20th Century Women

 

            This is Annette Bening's show.  She plays Dorothea Fields, a 55-year-old single Mom who managed to have a son at 40, right before Dad left.  Jamie (Lucas Jade Zumann) is a good kid.  But Dorothea has started to worry that he doesn't have any influence in his life other than her.  So she invites her two renters and a neighbor kid to help out?

            One renter, William (Billy Crudup), is a construction guy who's constantly working on their “money pit” house---in exchange for rent considerations.  It might have been potentially a good bonding opportunity with Jamie, but alas, he just isn't interested in the building trade.  At all.  And William just doesn't have much else to say, anyway, besides talking about different types of wood.

            Abbie (Greta Gerwig), the other renter, is a wannabe photographer and self-proclaimed feminist, who thinks she ought to educate Jamie in some of the frank female talk of the movement, so Jamie learns a lot more about adult sexuality than perhaps he can process at age 15.  Not to mention when she takes him along to her ob/gyn appointment.  And just for good measure, she takes him drinking and dancing?  Well, at least she doesn't try to seduce him, like she does William, who happily complies, but then finds out that her ideas about role-playing sort of dominates the whole experience.

            Dorothea, for her part, is content to smoke cigarrettes and....smoke cigarrettes.  She doesn't think of herself as scatter-brained, but she does lose the car because it catches on fire in the department store parking lot.  She responds by inviting the fire chief to her Christmas dinner.  When Jamie asks her if she's happy, she replies, “You don't ask that question.  It's the quickest road to depression.”  She and Jamie follow the stock market every day, carefully noting prices of certain 1979 blue chips, like Xerox and IBM.  But it's not at all clear if Dorothea has two nickels to rub together; the cars she drives certainly don't scream “ostentation.”
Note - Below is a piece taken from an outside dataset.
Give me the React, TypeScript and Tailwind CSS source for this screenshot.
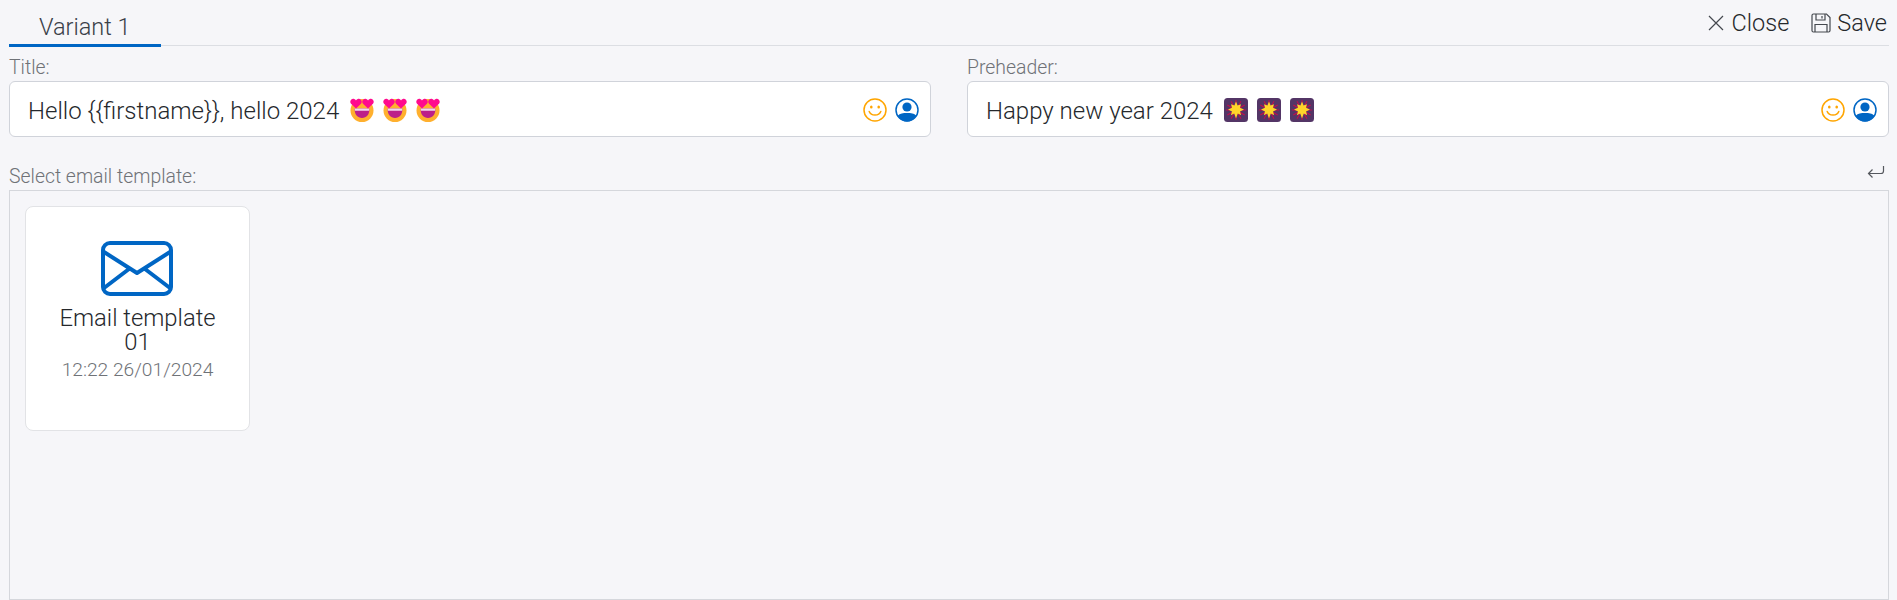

            And neither does Jamie's best friend, the girl down the street, Julie (Elle Fanning).  She, too, loves to confide in Jamie, telling him all about her sexual activity, which he doesn't really want to hear about, because he's got a crush on her, but she ignores that, and assures him they're just friends.  Even though she frequently climbs in his bedroom window and cuddles with him all night.  She asks Jamie to help her with the pregnancy test, which is also a bit of an emotional overload for him.

            Finally, after a couple of mini-crises, Jamie summons the courage to tell his Mom what he really thinks: he doesn't need these other people to help “raise” him; he's just fine with Mom's company.  And he wishes she would be, also. 

            We can't help but like Dorothea, but we're not sure why.  She's not exactly a model Mom, and her attempts to “get out there and socialize” meet with predictable disaster.  But she is true to her own quirky version of herself, and somehow that's enough, both for her and for us.

 

Questions for Discussion:

1)                  How much sexual information were you given as a teenager?  Too much, or too little?

2)                  We're told “it takes a village” to raise one child, but what if the child would prefer that the village butt out?

3)                  Who's the most unforgettable character you've ever met?